The Progressive Group is now among the 10 largest home insurance companies in Texas, according to TDI, with some $390 million in premiums written in 2023, up about 27% from 2022.

In Texas, insurers are required to notify the Department of Insurance if they stop offering a particular line of insurance anywhere in the state, and companies have not been stampeding out of the state, according to TDI data. The number of insurance companies offering policies in Texas has remained steady since 2022.

The Progressive pullback, however, is one of several reported in Texas this year. For example, Foremost Insurance, a subsidiary of Farmers Insurance, has stopped renewing some homeowners’ policies in Texas, citing “our exposure and risks relating to natural and catastrophic losses” in a letter sent to one Houston homeowner whose policy was not renewed.

Meanwhile, many homeowners in the Houston region have seen their premiums rise sharply.

During 2023, according to a January analysis by S&P Global, the average homeowners insurance premium rose by about 23% in Texas — the largest increase in any state. Half the states had premium increases of at least 10%.

According to TDI, property owners in coastal Texas, including the Houston region, are at greatest risk of having their premiums soar or their policies dropped as a result of the region’s exposure to storms such as Hurricane Beryl, which made landfall in July and caused significant flooding and extensive wind damage.

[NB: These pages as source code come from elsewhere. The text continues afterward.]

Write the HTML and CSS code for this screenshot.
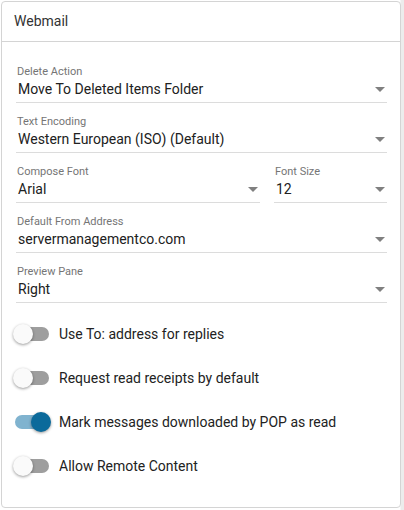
FILE: index.html
```html
<!DOCTYPE html>
<html lang="en">
<head>
    <meta charset="UTF-8">
    <meta name="viewport" content="width=device-width, initial-scale=1.0">
    <title>Webmail Settings</title>
    <link rel="stylesheet" href="styles.css">
</head>
<body>

    <div class="card">
        <div class="card-header">Webmail</div>

        <div class="card-body">
            <div class="field">
                <label>Delete Action</label>
                <div class="select">Move To Deleted Items Folder</div>
            </div>

            <div class="field">
                <label>Text Encoding</label>
                <div class="select">Western European (ISO) (Default)</div>
            </div>

            <div class="field-row">
                <div class="field grow">
                    <label>Compose Font</label>
                    <div class="select">Arial</div>
                </div>
                <div class="field small">
                    <label>Font Size</label>
                    <div class="select">12</div>
                </div>
            </div>

            <div class="field">
                <label>Default From Address</label>
                <div class="select">servermanagementco.com</div>
            </div>

            <div class="field">
                <label>Preview Pane</label>
                <div class="select">Right</div>
            </div>

            <!-- Toggles -->
            <div class="toggles">
                <div class="toggle">
                    <span class="switch"><span class="thumb"></span></span>
                    <span>Use To: address for replies</span>
                </div>
                <div class="toggle">
                    <span class="switch"><span class="thumb"></span></span>
                    <span>Request read receipts by default</span>
                </div>
                <div class="toggle">
                    <span class="switch on"><span class="thumb"></span></span>
                    <span>Mark messages downloaded by POP as read</span>
                </div>
                <div class="toggle">
                    <span class="switch"><span class="thumb"></span></span>
                    <span>Allow Remote Content</span>
                </div>
            </div>
        </div>
    </div>

</body>
</html>
```

FILE: styles.css
```css
* {
    margin: 0;
    padding: 0;
    box-sizing: border-box;
}

body {
    font-family: Roboto, "Liberation Sans", sans-serif;
    color: #212121;
    padding: 1px 3px 0 1px;
    background: linear-gradient(to right, #fff 400px, #ececec 401px);
    min-height: 510px;
}

.card {
    background-color: #fff;
    border: 1px solid #d4d4d4;
    border-radius: 4px;
    height: 507px;
}

.card-header {
    height: 40px;
    border-bottom: 1px solid #d4d4d4;
    padding: 11px 0 0 12px;
    font-size: 14px;
    line-height: 16px;
    color: #333;
}

.card-body {
    padding: 23px 13px 0 14px;
}

.field {
    margin-bottom: 12px;
}

.field label {
    display: block;
    font-size: 11px;
    line-height: 14px;
    color: #757575;
    padding-left: 1px;
}

.select {
    position: relative;
    font-size: 14px;
    line-height: 20px;
    padding: 0 0 3px 2px;
    border-bottom: 1px solid #dcdcdc;
}

.select::after {
    content: "";
    position: absolute;
    right: 2px;
    top: 8px;
    border-left: 5px solid transparent;
    border-right: 5px solid transparent;
    border-top: 5px solid #808080;
}

.field-row {
    display: flex;
    gap: 14px;
}

.field-row .grow {
    flex: 1;
}

.field-row .small {
    width: 113px;
}

.toggles {
    margin-top: -3px;
}

.toggle {
    display: flex;
    align-items: center;
    height: 44px;
    font-size: 14px;
    color: #222;
}

.switch {
    position: relative;
    width: 34px;
    height: 14px;
    margin: 0 10px 0 -1px;
    border-radius: 7px;
    background-color: #9e9e9e;
}

.thumb {
    position: absolute;
    left: -2px;
    top: -3px;
    width: 20px;
    height: 20px;
    border-radius: 50%;
    background-color: #fafafa;
    box-shadow: 0 1px 3px rgba(0, 0, 0, 0.4);
}

.switch.on {
    background-color: #80b3cf;
}

.switch.on .thumb {
    left: auto;
    right: -2px;
    background-color: #0b6a9b;
}
```
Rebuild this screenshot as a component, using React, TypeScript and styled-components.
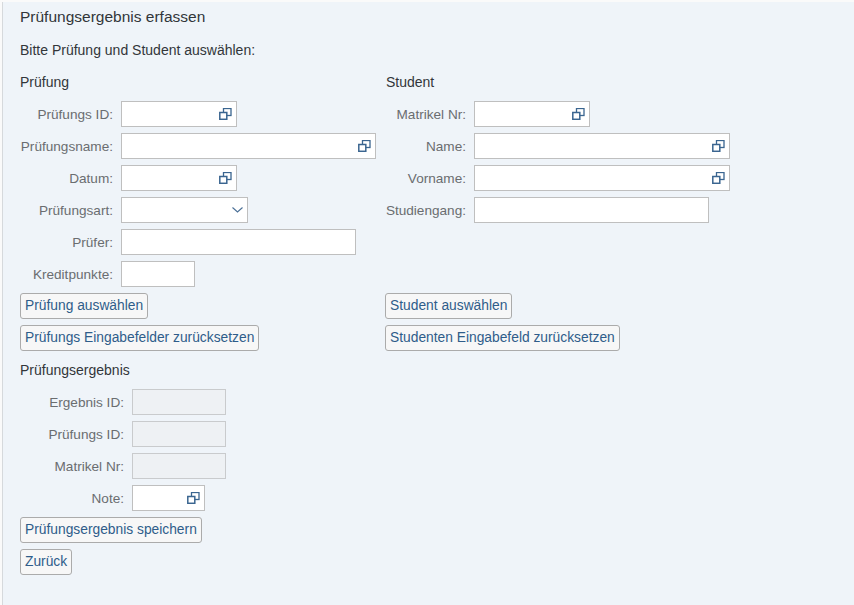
import styled, { createGlobalStyle } from 'styled-components';

const GlobalStyle = createGlobalStyle`
  html, body {
    margin: 0;
    padding: 0;
    background: #fafafa;
    font-family: "Liberation Sans", Arial, sans-serif;
  }
  * {
    box-sizing: border-box;
  }
`;

interface FieldDef {
  label: string;
  width: number;
  kind?: 'help' | 'select' | 'plain' | 'disabled';
}

const examFields: FieldDef[] = [
  { label: 'Prüfungs ID:', width: 116, kind: 'help' },
  { label: 'Prüfungsname:', width: 255, kind: 'help' },
  { label: 'Datum:', width: 116, kind: 'help' },
  { label: 'Prüfungsart:', width: 127, kind: 'select' },
  { label: 'Prüfer:', width: 235 },
  { label: 'Kreditpunkte:', width: 74 },
];

const studentFields: FieldDef[] = [
  { label: 'Matrikel Nr:', width: 116, kind: 'help' },
  { label: 'Name:', width: 256, kind: 'help' },
  { label: 'Vorname:', width: 256, kind: 'help' },
  { label: 'Studiengang:', width: 235 },
];

const resultFields: FieldDef[] = [
  { label: 'Ergebnis ID:', width: 94, kind: 'disabled' },
  { label: 'Prüfungs ID:', width: 94, kind: 'disabled' },
  { label: 'Matrikel Nr:', width: 94, kind: 'disabled' },
  { label: 'Note:', width: 73, kind: 'help' },
];

function ValueHelpIcon() {
  return (
    <svg width="13" height="12" viewBox="0 0 13 12">
      <rect x="4.5" y="0.5" width="7.5" height="7" fill="none" stroke="#3a6590" strokeWidth="1.3" />
      <rect x="0.8" y="4.5" width="7" height="6.8" fill="#ffffff" stroke="#3a6590" strokeWidth="1.5" />
    </svg>
  );
}

function ChevronIcon() {
  return (
    <svg width="11" height="6" viewBox="0 0 11 6">
      <path d="M0.5 0.5 L5.5 5 L10.5 0.5" fill="none" stroke="#4a6f96" strokeWidth="1.1" />
    </svg>
  );
}

function Field({ label, width, kind = 'plain' }: FieldDef) {
  return (
    <>
      <Label>{label}</Label>
      <InputBox width={width} disabled={kind === 'disabled'}>
        {kind === 'help' && <ValueHelpIcon />}
        {kind === 'select' && <ChevronIcon />}
      </InputBox>
    </>
  );
}

export default function App() {
  return (
    <Page>
      <GlobalStyle />
      <Dialog>
        <Title>Prüfungsergebnis erfassen</Title>
        <Intro>Bitte Prüfung und Student auswählen:</Intro>
        <Columns>
          <Block>
            <Heading>Prüfung</Heading>
            <FieldGrid labelWidth={93}>
              {examFields.map((f) => (
                <Field key={f.label} {...f} />
              ))}
            </FieldGrid>
          </Block>
          <Block>
            <Heading>Student</Heading>
            <FieldGrid labelWidth={80}>
              {studentFields.map((f) => (
                <Field key={f.label} {...f} />
              ))}
            </FieldGrid>
          </Block>
          <ButtonStack>
            <Button>Prüfung auswählen</Button>
            <Button>Prüfungs Eingabefelder zurücksetzen</Button>
          </ButtonStack>
          <ButtonStack className="right">
            <Button>Student auswählen</Button>
            <Button>Studenten Eingabefeld zurücksetzen</Button>
          </ButtonStack>
        </Columns>
        <Heading className="result">Prüfungsergebnis</Heading>
        <FieldGrid labelWidth={104}>
          {resultFields.map((f) => (
            <Field key={f.label} {...f} />
          ))}
        </FieldGrid>
        <ButtonStack className="bottom">
          <Button>Prüfungsergebnis speichern</Button>
          <Button>Zurück</Button>
        </ButtonStack>
      </Dialog>
    </Page>
  );
}

const Page = styled.div`
  display: flex;
  width: 854px;
  height: 605px;
  padding-top: 2px;
  padding-left: 2px;
  overflow: hidden;
`;

const Dialog = styled.div`
  flex: 1;
  display: flex;
  flex-direction: column;
  align-items: flex-start;
  background-color: #eff4f9;
  border-left: 1px solid #d6d9dc;
  padding: 5px 17px 0;
  color: #32363a;
`;

const Title = styled.h1`
  margin: 0;
  font-size: 15.5px;
  font-weight: 400;
  line-height: 20px;
`;

const Intro = styled.p`
  margin: 14px 0 0;
  font-size: 14px;
  line-height: 18px;
`;

const Columns = styled.div`
  display: grid;
  grid-template-columns: 366px auto;
  row-gap: 6px;
  margin-top: 14px;
`;

const Block = styled.div`
  display: flex;
  flex-direction: column;
  align-items: flex-start;
`;

const Heading = styled.h2`
  margin: 0 0 10px;
  font-size: 14px;
  font-weight: 400;
  line-height: 18px;

  &.result {
    margin-top: 10px;
  }
`;

interface FieldGridProps {
  labelWidth: number;
}

const FieldGrid = styled.div<FieldGridProps>`
  display: grid;
  grid-template-columns: ${({ labelWidth }) => labelWidth}px auto;
  grid-auto-rows: 26px;
  column-gap: 8px;
  row-gap: 6px;
  align-items: center;
  justify-items: start;
`;

const Label = styled.span`
  justify-self: end;
  font-size: 13.6px;
  color: #6a6d70;
  white-space: nowrap;
`;

interface InputBoxProps {
  width: number;
  disabled?: boolean;
}

const InputBox = styled.div<InputBoxProps>`
  display: flex;
  align-items: center;
  justify-content: flex-end;
  width: ${({ width }) => width}px;
  height: 26px;
  padding-right: 4px;
  background-color: ${({ disabled }) => (disabled ? '#eef1f4' : '#ffffff')};
  border: 1px solid ${({ disabled }) => (disabled ? '#c9cbcd' : '#bfbfbf')};

  & > svg {
    flex: 0 0 auto;
  }
`;

const ButtonStack = styled.div`
  display: flex;
  flex-direction: column;
  align-items: flex-start;
  gap: 6px;

  &.right {
    margin-left: -1px;
  }

  &.bottom {
    margin-top: 6px;
  }
`;

const Button = styled.button`
  height: 26px;
  padding: 0 4px;
  background-color: #f7f7f7;
  border: 1px solid #ababab;
  border-radius: 3px;
  color: #2f5d8a;
  font-family: "Liberation Sans", Arial, sans-serif;
  font-size: 13.8px;
  line-height: 24px;
  white-space: nowrap;
  cursor: pointer;
`;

Insurers operating in Texas and other states have also identified tornadoes, wildfires and hail as factors prompting them to tighten their underwriting standards or even revisit their presence in certain markets.

Insurify notes that Progressive CEO Tricia Griffith, in an August letter to shareholders, wrote that the company would focus on growing in states that are less exposed to volatile weather.

“Reducing the impact from weather-related volatility is strategically important and shifting our geographic mix continues to be a top priority,” she wrote.